And then the third thing was the next pointer. So I mentioned briefly, when we do this hashing of the key, multiple keys can have the same hash value. So we need to find a way to figure out which actual key value pair the end user was looking for. We did that by having a linked list. So we have a pointer to basically the next object. It’s actually a singlely linked list, not doubly, because the length will actually be quite short. And that’s actually a pretty hard pointer to get rid of because we need to do this resolution.

And so what we ended up doing was we took inspiration from some other hash tables that have been built recently. So the more modern way to handle these collisions is to do probate. So instead of putting it in like a linked list, you put it in a different bucket and you have some way to figure out which bucket it’s in. The most common way to do this is what’s called linear probing. So if a name should be in bucket 10, you’ll put it in bucket 11. And so if you check bucket 10 and it’s not there, you go check bucket 11. So we prototype this a little bit. There are some problems with this, which is that if you have very long chains, like you might need to check dozens of buckets. That’s bad for Valkey because it is latency sensitive. I mean, I said commands are really fast, but if they’re all slow, that’s still bad.

We care a lot about throughput. So instead what we did is we tried to adopt a strategy called, from an implementation called SwissTable. And so what SwissTable does is it takes advantage of the fact that within CPUs, memory is fetched in what’s called a cache line. So if you try to access a piece of memory, it pulls in 64 bytes around that. So we basically tried to pack as many pointers to objects in that 64-byte block as possible. And it turns out we can store about seven. So we have seven, eight-byte pointers, and then we also have about eight bytes of extra metadata. So we’re able to basically use like SIMD instructions to check all seven of those pointers at once to see if any of those are matches. So that sort of allows us instead of paying eight bytes for the next pointer, we’re really only paying like one and a half because these whole buckets get changed as opposed to individual entries.

So we’re able to better amortize out the cost of that next point. So what I just talked about is about 23 bytes of savings. It’s actually a little bit less, but in practice it’s also a little bit different because our memory allocator rounds to what are called arena sizes. So like there’s an arena of eight bytes and 16 bytes and 24 bytes, which are about eight bytes apart. And the larger, like if you request like 92 bytes, it’s going to get you and give you a 96 byte allocation. So there’s some overhead loss there as well. Within the talk, I mentioned a little bit some of the actual results we saw.

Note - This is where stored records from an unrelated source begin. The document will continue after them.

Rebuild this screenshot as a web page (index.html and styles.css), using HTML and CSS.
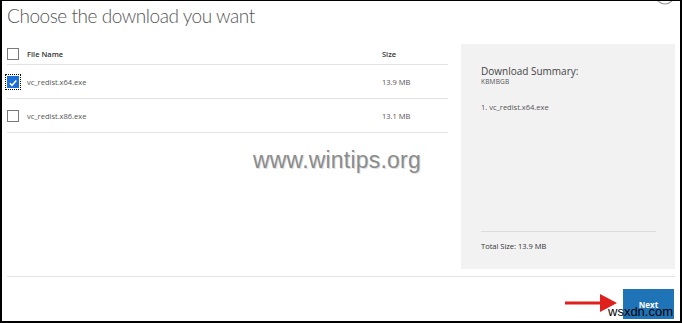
FILE: index.html
```html
<!DOCTYPE html>
<html>
<head>
<meta charset="utf-8">
<link rel="stylesheet" href="styles.css">
</head>
<body>
<div class="frame">
  <svg class="close-arc" width="24" height="8" viewBox="0 0 24 8"><circle cx="12" cy="-5" r="9" fill="none" stroke="#9a9a9a" stroke-width="1.2"/></svg>
  <h1 class="title">Choose the download you want</h1>
  <div class="main">
    <div class="table">
      <div class="row head">
        <span class="cell name"><span class="box"></span><span class="label">File Name</span></span>
        <span class="cell size">Size</span>
      </div>
      <div class="row">
        <span class="cell name"><span class="box checked"><svg width="12" height="12" viewBox="0 0 12 12"><path d="M2.2 6.3 L4.8 8.8 L10 3" fill="none" stroke="#fff" stroke-width="1.8"/></svg></span><span class="label">vc_redist.x64.exe</span></span>
        <span class="cell size">13.9 MB</span>
      </div>
      <div class="row">
        <span class="cell name"><span class="box"></span><span class="label">vc_redist.x86.exe</span></span>
        <span class="cell size">13.1 MB</span>
      </div>
    </div>
    <div class="summary">
      <div class="sum-top">
        <div class="sum-title">Download Summary:</div>
        <div class="sum-kb">KBMBGB</div>
        <div class="sum-item">1. vc_redist.x64.exe</div>
      </div>
      <div class="sum-total">Total Size: 13.9 MB</div>
    </div>
  </div>
  <div class="footer">
    <button class="next">Next</button>
  </div>
  <div class="wm-wintips">www.wintips.org</div>
  <svg class="arrow" width="54" height="22" viewBox="0 0 54 22"><line x1="0" y1="11" x2="38" y2="11" stroke="#e0201c" stroke-width="3"/><path d="M35 2 L52 11 L35 20 Z" fill="#e0201c"/></svg>
  <div class="wm-wsxdn">wsxdn.com</div>
</div>
</body>
</html>
```
FILE: styles.css
```css
* { box-sizing: border-box; }
html, body { margin: 0; padding: 0; background: #fff; }
body { width: 682px; height: 323px; overflow: hidden; font-family: "Open Sans", "Noto Sans", sans-serif; }
.frame {
  position: relative;
  width: 682px;
  height: 323px;
  border-style: solid;
  border-color: #000;
  border-width: 1px 2px 2px 2px;
  display: flex;
  flex-direction: column;
  overflow: hidden;
}
.close-arc { position: absolute; left: 651px; top: -1px; }
.title {
  margin: 1px 0 0 5px;
  font-family: "Lato", "Open Sans", sans-serif;
  font-weight: 300;
  font-size: 19px;
  letter-spacing: -0.45px;
  line-height: 28px;
  color: #555;
  height: 28px;
}
.main {
  margin: 14px 0 0 5px;
  display: flex;
  gap: 13px;
  height: 225px;
}
.table { width: 441px; display: flex; flex-direction: column; }
.row {
  display: flex;
  align-items: center;
  height: 34px;
  border-bottom: 1px solid #e2e2e2;
  font-size: 7.5px;
  color: #555;
}
.row.head { height: 21px; font-weight: 600; color: #333; }
.cell.name { width: 375px; display: flex; align-items: center; gap: 8px; }
.box {
  width: 12px; height: 12px;
  border: 1px solid #7a7a7a;
  background: #fff;
  display: flex;
}
.box.checked {
  background: #1c6fd6;
  border-color: #1c6fd6;
  outline: 1px dotted #000;
  outline-offset: 1px;
}
.summary {
  width: 214px;
  background: #f2f2f2;
  padding: 21px 19px 18px 20px;
  display: flex;
  flex-direction: column;
  justify-content: space-between;
}
.sum-title { font-size: 10px; line-height: 12px; color: #444; }
.sum-kb { font-size: 6.5px; line-height: 9px; color: #555; letter-spacing: 0.2px; }
.sum-item { font-size: 7.5px; color: #555; margin-top: 16px; }
.sum-total {
  border-top: 1px solid #dcdcdc;
  padding-top: 9px;
  font-size: 7.5px;
  color: #333;
}
.footer {
  margin: 7px 5px 0 5px;
  border-top: 1px solid #e2e2e2;
  display: flex;
  justify-content: flex-end;
  padding-top: 12px;
}
.next {
  width: 51px;
  height: 30px;
  margin-right: 1px;
  border: none;
  background: #1f73b7;
  color: #fff;
  font-family: "Open Sans", sans-serif;
  font-weight: 700;
  font-size: 8px;
  padding: 0;
}
.wm-wintips {
  position: absolute;
  left: 251px;
  top: 146px;
  font-family: "Liberation Sans", Arial, sans-serif;
  font-size: 23px;
  letter-spacing: 0.2px;
  color: #8c8c8c;
  text-shadow: 1px 1px 0 #e0e0e0;
}
.arrow { position: absolute; left: 563px; top: 291px; }
.wm-wsxdn {
  position: absolute;
  left: 606px;
  top: 303px;
  font-family: "Liberation Sans", Arial, sans-serif;
  font-size: 13px;
  color: #000;
}
```
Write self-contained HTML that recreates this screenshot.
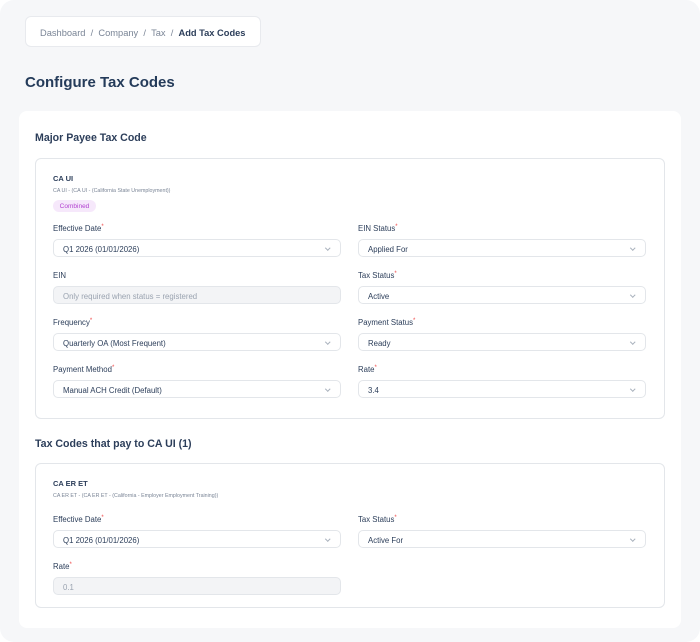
<!DOCTYPE html>
<html><head><style>
*{box-sizing:border-box;margin:0;padding:0}
body{width:700px;height:642px;background:#fff;font-family:"Liberation Sans",sans-serif;color:#243b5a;position:relative;overflow:hidden}
.page{position:absolute;left:0;top:0;width:700px;height:642px;background:#f6f7f9;border-radius:14px}
.abs{position:absolute}
.bc{left:25px;top:16px;width:236px;height:31px;background:#fff;border:1px solid #e8eaee;border-radius:6px;font-size:9.3px;color:#7a8596;padding:11px 0 0 14px;white-space:nowrap}
.bc b{color:#2c3e5a}
.title{left:25px;top:74px;font-size:15px;font-weight:bold;color:#243b5a}
.card{left:19px;top:111px;width:662px;height:517px;background:#fff;border-radius:8px}
.h2{font-size:10.6px;font-weight:bold;color:#2c3e5a;left:35px}
.inner{left:35px;width:630px;border:1px solid #e3e6ea;border-radius:6px;background:#fff}
.name{font-size:7.5px;font-weight:bold;color:#2c3e5a}
.sub{font-size:5.3px;color:#7a8596}
.lbl{font-size:7.8px;color:#2c3e5a}
.lbl.r:after{content:"*";color:#ef4444;font-size:6px;vertical-align:top}
.inp{height:18px;width:288px;border:1px solid #e3e6ea;border-radius:5px;background:#fff;font-size:7.8px;color:#2c3e5a;padding:4.5px 0 0 9px}
.inp.dd:after{content:"";position:absolute;right:11px;top:5.5px;width:2.5px;height:2.5px;border-right:1px solid #a8b0bc;border-bottom:1px solid #a8b0bc;transform:rotate(45deg)}
.gray{background:#f3f4f6;color:#9aa3b0}
.badge{left:53px;top:200px;width:43px;height:12px;background:#f6e8fb;color:#b13fd0;font-size:6.5px;border-radius:6px;text-align:center;padding-top:2.5px}
</style></head><body>
<div class="page"></div>
<div class="abs bc">Dashboard&nbsp; / &nbsp;Company&nbsp; / &nbsp;Tax&nbsp; / &nbsp;<b>Add Tax Codes</b></div>
<div class="abs title">Configure Tax Codes</div>
<div class="abs card"></div>
<div class="abs h2" style="top:132px">Major Payee Tax Code</div>
<div class="abs inner" style="top:158px;height:261px"></div>
<div class="abs name" style="left:53px;top:174px">CA UI</div>
<div class="abs sub" style="left:53px;top:188px">CA UI - (CA UI - (California State Unemployment))</div>
<div class="abs badge">Combined</div>

<div class="abs lbl r" style="left:53px;top:224px">Effective Date</div>
<div class="abs inp dd" style="left:53px;top:239px">Q1 2026 (01/01/2026)</div>
<div class="abs lbl r" style="left:358px;top:224px">EIN Status</div>
<div class="abs inp dd" style="left:358px;top:239px">Applied For</div>

<div class="abs lbl" style="left:53px;top:271px;">EIN</div>
<div class="abs inp gray" style="left:53px;top:286px">Only required when status = registered</div>
<div class="abs lbl r" style="left:358px;top:271px">Tax Status</div>
<div class="abs inp dd" style="left:358px;top:286px">Active</div>

<div class="abs lbl r" style="left:53px;top:318px">Frequency</div>
<div class="abs inp dd" style="left:53px;top:333px">Quarterly OA (Most Frequent)</div>
<div class="abs lbl r" style="left:358px;top:318px">Payment Status</div>
<div class="abs inp dd" style="left:358px;top:333px">Ready</div>

<div class="abs lbl r" style="left:53px;top:365px">Payment Method</div>
<div class="abs inp dd" style="left:53px;top:380px">Manual ACH Credit (Default)</div>
<div class="abs lbl r" style="left:358px;top:365px">Rate</div>
<div class="abs inp dd" style="left:358px;top:380px">3.4</div>

<div class="abs h2" style="top:438px">Tax Codes that pay to CA UI (1)</div>
<div class="abs inner" style="top:463px;height:145px"></div>
<div class="abs name" style="left:53px;top:479px">CA ER ET</div>
<div class="abs sub" style="left:53px;top:493px">CA ER ET - (CA ER ET - (California - Employer Employment Training))</div>
<div class="abs lbl r" style="left:53px;top:515px">Effective Date</div>
<div class="abs inp dd" style="left:53px;top:530px">Q1 2026 (01/01/2026)</div>
<div class="abs lbl r" style="left:358px;top:515px">Tax Status</div>
<div class="abs inp dd" style="left:358px;top:530px">Active For</div>
<div class="abs lbl r" style="left:53px;top:562px">Rate</div>
<div class="abs inp gray" style="left:53px;top:577px">0.1</div>
</body></html>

We had a customer who had a little bit of an unusual workload. They had lots of very small keys and values. So the keys were about eight bytes and the values were about eight bytes and they saw almost a 40% memory reduction, which is really cool.

Obviously most real world examples are going to save less than that, but since most caching workloads are actually bound by the amount of memory you can cast the dataset translated to a lot of customers quite happy. Even if you see like an 8% reduction in memory, that makes users very happy because that probably delays how often they have to scale out or scale up.

Performance improvements [28:37]

Thomas Betts: Yes. Or how often you need to expire things, you can have them live longer if that works for your case. So yes, I kind of wanted to back us up out of the rabbit hole. Thanks for diving down into there, but that’s what I wanted to get to. So obviously saving memory has scaling factors that you can take advantage of. And you said you didn’t want to have any performance regressions. Were you seeing performance improvements because you have less memory? It seems like things should, through all this should be faster. Were you getting the throughput that you were hoping for?

Madelyn Olson: So our goal was at the time, we wanted to save memory and we didn’t want to degrade performance. If performance was flat, we were okay with that reality. And what we found was the… So this hash table we have, this like central data type, does power the key value data store, but it also powers a bunch of other stuff in Valkey as well. It’s the backend structure for the sets, the hash map, the storage sets. It’s also used kind of all over the place, like which keys are currently blocked and stuff. So the main key-value workload performance is basically flat, and that’s because we so aggressively prefetch memory for command execution that it’s basically all L1 cache the whole way, L1 and L2 cache. So theoretically, without that memory prefetching, it was faster, but for the main key-value workload’s pretty flat. For some of these other workloads which don’t do as much pre-fetching, they saw quite a bit. They saw 20, 30% faster, higher throughputs.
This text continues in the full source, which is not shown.